Freeway won’t be safer, coalition says

U.S. 59 should be rebuilt on current route, group's research says

The state’s efforts to build a freeway connecting Lawrence and Ottawa have little to do with improving safety on U.S. Highway 59, but instead are a larger plan to complete a damaging highway network in northeast Kansas, a group that opposes the project said Friday.

Members of the Franklin-Douglas Counties Coalition of Concerned Citizens met at the Douglas County Courthouse to unveil the results of two years of research into the state’s plans to rebuild U.S. 59 south of Lawrence.

Their conclusion: Building a $199 million freeway a mile east of the highway, or a $210 million freeway 300 feet east of the current alignment, actually would add to the highway’s accident problems.

And that’s on top of cutting through farms, demolishing homes, uprooting trees and displacing businesses.

“It’s a recipe for disaster,” said Caryn Goldberg, spokeswoman for the coalition that claims up to 400 members and backs U.S. 59 being rebuilt along its current alignment. “There are alternatives that would be safer, much more cost-efficient during a time of fiscal crisis in our state, and much faster and easier to enact.”

The group did not offer an estimate of the cost to upgrade the existing highway.

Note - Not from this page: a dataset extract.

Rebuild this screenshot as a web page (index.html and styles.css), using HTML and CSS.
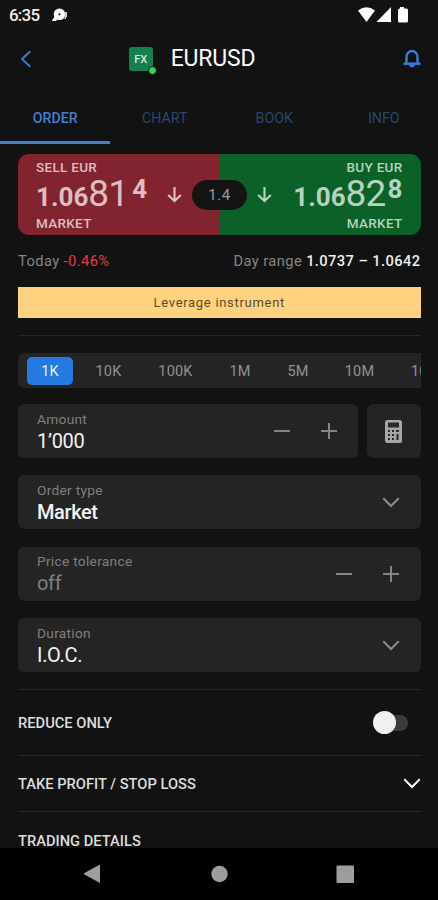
FILE: index.html
```html
<!DOCTYPE html>
<html lang="en">
<head>
    <meta charset="UTF-8">
    <meta name="viewport" content="width=device-width, initial-scale=1.0">
    <title>EURUSD</title>
    <link rel="stylesheet" href="styles.css">
</head>
<body>
<div id="app">
    <div class="status">
        <span class="time">6:35</span>
        <svg class="note" width="17" height="14" viewBox="0 0 17 14"><path d="M0 12.500L3 8l3 3-2 2H0z" fill="#fff"/><circle cx="7.500" cy="6.300" r="5.800" fill="#fff"/><circle cx="7.500" cy="6.300" r="1.100" fill="#121212"/><path d="M12.500 4H15v5h-1v2h-1.500z" fill="#ccc"/></svg>
        <svg class="signals" width="52" height="16" viewBox="0 0 52 16"><path d="M0 3.500Q8.500-3 17 3.500L8.500 15z"/><path d="M33 0v15H18.500z"/><path d="M42 1.500V0h4v1.500h2.500q1.500 0 1.500 1.500v11q0 1.500-1.500 1.500h-7Q40 15.500 40 14V3q0-1.500 1.500-1.500z"/></svg>
    </div>
    <header>
        <svg class="back" width="12" height="18" viewBox="0 0 12 18"><path d="M10.300 1.200L2 9l8.300 7.800"/></svg>
        <div class="title">
            <span class="fx">FX<i></i></span>
            <h1>EURUSD</h1>
        </div>
        <svg class="bell" width="18" height="19" viewBox="0 0 18 19"><path d="M3.500 14.500V8a5.500 6 0 0 1 11 0v6.500"/><path d="M.5 14.700h17"/><path class="clapper" d="M6 15.500h6q-.5 3-3 3t-3-3z"/></svg>
    </header>
    <nav class="tabs">
        <a class="active">ORDER</a>
        <a>CHART</a>
        <a>BOOK</a>
        <a>INFO</a>
    </nav>
    <main>
        <section class="quote">
            <div class="side sell">
                <span class="label">SELL EUR</span>
                <div class="price"><b>1.06</b><span class="big">81</span><b class="sup">4</b></div>
                <span class="label">MARKET</span>
                <svg class="arrow" width="15" height="17" viewBox="0 0 15 17"><path d="M7.500 1v14M1.200 9l6.300 6 6.300-6"/></svg>
            </div>
            <div class="side buy">
                <span class="label">BUY EUR</span>
                <div class="price"><b>1.06</b><span class="big">82</span><b class="sup">8</b></div>
                <span class="label">MARKET</span>
                <svg class="arrow" width="15" height="17" viewBox="0 0 15 17"><path d="M7.500 1v14M1.200 9l6.300 6 6.300-6"/></svg>
            </div>
            <span class="spread">1.4</span>
        </section>
        <div class="range">
            <span>Today <em>-0.46%</em></span>
            <span>Day range <strong>1.0737 – 1.0642</strong></span>
        </div>
        <div class="banner">Leverage instrument</div>
        <hr>
        <div class="sizes">
            <span class="k1 on">1K</span>
            <span class="k10">10K</span>
            <span class="k100">100K</span>
            <span class="m1">1M</span>
            <span class="m5">5M</span>
            <span class="m10">10M</span>
            <span class="m100">100M</span>
        </div>
        <div class="row">
            <div class="field">
                <div><label>Amount</label><p>1’000</p></div>
                <svg class="step" width="64" height="18" viewBox="0 0 64 18"><path d="M0 9h16M47 9h16M55 1v16"/></svg>
            </div>
            <div class="calc">
                <svg width="17" height="23" viewBox="0 0 17 23"><rect width="17" height="23" rx="2.500" fill="#a6a6a6"/><path d="M3 2.500h11v5H3z" fill="#292929"/><path d="M3 11h2M7 11h2M11 11h3M3 15h2M7 15h2M3 19h2M7 19h2M12.500 14v6" stroke="#292929" stroke-width="2"/></svg>
            </div>
        </div>
        <div class="field">
            <div><label>Order type</label><p class="market">Market</p></div>
            <svg class="down" width="18" height="11" viewBox="0 0 18 11"><path d="M1.300 1.300L9 9l7.700-7.700"/></svg>
        </div>
        <div class="field off">
            <div><label>Price tolerance</label><p>off</p></div>
            <svg class="step" width="64" height="18" viewBox="0 0 64 18"><path d="M0 9h16M47 9h16M55 1v16"/></svg>
        </div>
        <div class="field">
            <div><label>Duration</label><p>I.O.C.</p></div>
            <svg class="down" width="18" height="11" viewBox="0 0 18 11"><path d="M1.300 1.300L9 9l7.700-7.700"/></svg>
        </div>
        <div class="line reduce">REDUCE ONLY<span class="toggle"></span></div>
        <div class="line profit">TAKE PROFIT / STOP LOSS
            <svg class="down" width="18" height="11" viewBox="0 0 18 11"><path d="M1.300 1.300L9 9l7.700-7.700"/></svg>
        </div>
        <div class="line details">TRADING DETAILS</div>
    </main>
    <footer>
        <svg class="keys" width="270" height="20" viewBox="0 0 270 20"><path d="M16 1.500v16.500q0 1-1 .5L0 10.300q-.5-.5 0-1L15 1q1-.5 1 .5z"/><circle cx="135.500" cy="10" r="8.200"/><rect x="252.500" y="1.500" width="17.500" height="17.500" rx="1"/></svg>
    </footer>
</div>
</body>
</html>
```
FILE: styles.css
```css
*{margin: 0;padding: 0;box-sizing: border-box;}
body{
    background: #121212;
    font-family: Roboto, sans-serif;
    color: #eee;
}
svg{display: block;flex: none;fill: none;}
#app{
    width: 438px;
    height: 900px;
    overflow: hidden;
    display: flex;
    flex-direction: column;
}
.status{
    height: 29px;
    flex: none;
    display: flex;
    align-items: center;
    padding: 0 28px 0 9px;
}
.time{font-size: 17px;font-weight: 500;width: 43px;letter-spacing: -.8px;}
.signals{margin-left: auto;fill: #fff;}
header{
    height: 59px;
    flex: none;
    display: flex;
    align-items: center;
    justify-content: space-between;
    padding: 0 17px 0 20px;
}
.back{stroke: #397dd7;stroke-width: 2;}
.title{display: flex;align-items: center;gap: 18px;margin-right: 51px;}
.fx{
    position: relative;
    width: 24px;
    height: 24px;
    border-radius: 3px;
    background: #148050;
    color: #d5eadf;
    font-size: 11px;
    font-weight: 500;
    line-height: 25px;
    text-align: center;
}
.fx i{
    position: absolute;
    right: -4px;
    bottom: -4px;
    width: 9px;
    height: 9px;
    border-radius: 50%;
    background: #3ece5f;
    border: 1px solid #121212;
}
h1{font-size: 23px;font-weight: 400;line-height: 30px;color: #fff;letter-spacing: -.2px;}
.bell{stroke: #397dd7;stroke-width: 2.4;}
.clapper{fill: #397dd7;stroke: none;}
.tabs{
    height: 56px;
    flex: none;
    display: flex;
}
.tabs a{
    flex: 1;
    text-align: center;
    font-size: 14.2px;
    line-height: 60px;
    padding-left: 1px;
    color: #2a476f;
    border-bottom: 3px solid transparent;
}
.tabs .active{color: #3f80d3;font-weight: 500;border-color: #447cce;}
main{
    height: 704px;
    flex: none;
    overflow: hidden;
    padding: 10px 17.5px 0 18px;
}
.quote{
    position: relative;
    display: flex;
    height: 81px;
    border-radius: 11px;
    overflow: hidden;
}
.side{
    position: relative;
    width: 50%;
    padding: 5px 18px 0;
    display: flex;
    flex-direction: column;
}
.sell{background: #81242f;color: #dfbdc0;}
.buy{background: #0b6128;color: #b7d2be;align-items: flex-end;}
.label{font-size: 13.5px;line-height: 17px;font-weight: 500;letter-spacing: .3px;}
.price{
    height: 39px;
    display: flex;
    align-items: baseline;
    line-height: 35px;
}
.price b{font-size: 26px;}
.price .big{font-size: 37px;font-weight: 400;letter-spacing: -.8px;}
.price .sup{align-self: flex-start;line-height: 26px;margin-left: 4px;}
.buy .sup{margin-left: 2px;}
.arrow{
    position: absolute;
    top: 32px;
    right: 37px;
    stroke: #dfbdc0;
    stroke-width: 2.2;
}
.buy .arrow{right: auto;left: 38px;stroke: #b7d2be;}
.spread{
    position: absolute;
    left: 174px;
    top: 26px;
    width: 55px;
    height: 30px;
    border-radius: 15px;
    background: #141414;
    color: #999;
    font-size: 15px;
    line-height: 31px;
    text-align: center;
    letter-spacing: .5px;
}
.range{
    height: 52px;
    display: flex;
    justify-content: space-between;
    font-size: 14.7px;
    line-height: 53px;
    color: #858585;
    letter-spacing: .4px;
}
.range em{color: #e73646;font-style: normal;}
.range strong{color: #eee;font-weight: 500;}
.banner{
    height: 31px;
    background: #ffd27f;
    color: #5c4b2d;
    font-size: 13px;
    line-height: 32px;
    text-align: center;
    letter-spacing: .7px;
}
hr{border: 0;height: 1px;background: #262626;margin: 17px 0;}
.sizes{
    height: 35px;
    display: flex;
    align-items: center;
    padding-left: 9px;
    border-radius: 6px 0 0 6px;
    background: #242424;
    overflow: hidden;
    font-size: 14.5px;
    color: #929292;
    letter-spacing: .2px;
}
.sizes span{
    flex: none;
    text-align: center;
    height: 28px;
    line-height: 29px;
}
.sizes .on{background: #257ae2;color: #e7f2ff;border-radius: 5px;}
.k1{width: 46px;}
.k10{width: 71px;}
.k100{width: 63px;}
.m1{width: 66px;}
.m5{width: 50px;}
.m10{width: 73px;}
.m100{padding-left: 15px;}
.row{display: flex;gap: 9px;margin-top: 16px;}
.row .field{flex: 1;margin: 0;}
.field{
    height: 54px;
    margin-top: 17.4px;
    padding: 0 20.5px 0 19px;
    border-radius: 6px;
    background: #242424;
    display: flex;
    align-items: center;
    justify-content: space-between;
}
.row .field{padding-right: 20px;}
.field label{
    display: block;
    padding-top: 4px;
    font-size: 13.7px;
    line-height: 16px;
    color: #808080;
    letter-spacing: .3px;
}
.field p{font-size: 20px;line-height: 29px;color: #f2f2f2;letter-spacing: -.3px;}
.field .market{font-weight: 500;letter-spacing: -.4px;}
.off p{color: #808080;}
.step{stroke: #858585;stroke-width: 2;}
.calc{
    width: 53.5px;
    height: 54px;
    border-radius: 6px;
    background: #242424;
    display: flex;
    align-items: center;
    justify-content: center;
}
.down{stroke: #8c8c8c;stroke-width: 2;}
.line{
    display: flex;
    align-items: center;
    justify-content: space-between;
    border-top: 1px solid #262626;
    font-size: 14.7px;
    font-weight: 500;
    color: #dedede;
}
.reduce{height: 66px;margin-top: 17.2px;}
.profit{height: 56px;}
.details{height: 58px;}
.line .down{stroke: #fff;}
.toggle{
    position: relative;
    width: 28px;
    height: 16px;
    margin-right: 13px;
    border-radius: 8px;
    background: #3b3b3b;
}
.toggle::after{
    content: '';
    position: absolute;
    left: -7px;
    top: -4px;
    width: 23px;
    height: 23px;
    border-radius: 50%;
    background: #f0f0f0;
}
footer{
    height: 52px;
    flex: none;
    background: #000;
    padding: 16px 0 0 84px;
}
.keys{fill: #9e9e9e;}
```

The coalition’s research has been delivered to the Kansas Department of Transportation, which is mulling public comments before selecting a route and design for the project.

State officials say that the 18-mile stretch of U.S. 59 has an accident rate 25 percent higher than those on similar highways elsewhere in Kansas. Building a freeway should cut the rate of fatality accidents by 80 percent, KDOT says, and trim the injury-accident rate by 60 percent.

But the coalition doesn’t buy it.

KDOT’s freeway plans would not improve safety for local traffic, coalition members said, but instead create a high-speed funnel into southern Lawrence that would escalate existing traffic problems and serve as inappropriate justification for efforts to complete the South Lawrence Trafficway.

“What’s south Lawrence going to look like? It’s not going to be a commercial area like it is now,” said Terry Shistar, who helped lead the coalition’s research team. “It’s going to be one big highway interchange.”

The state intends to select its route for the project by the end of the year.

Copies of the coalition’s research will be made available for public review at reference desks inside public libraries in Lawrence and Ottawa, Goldberg said.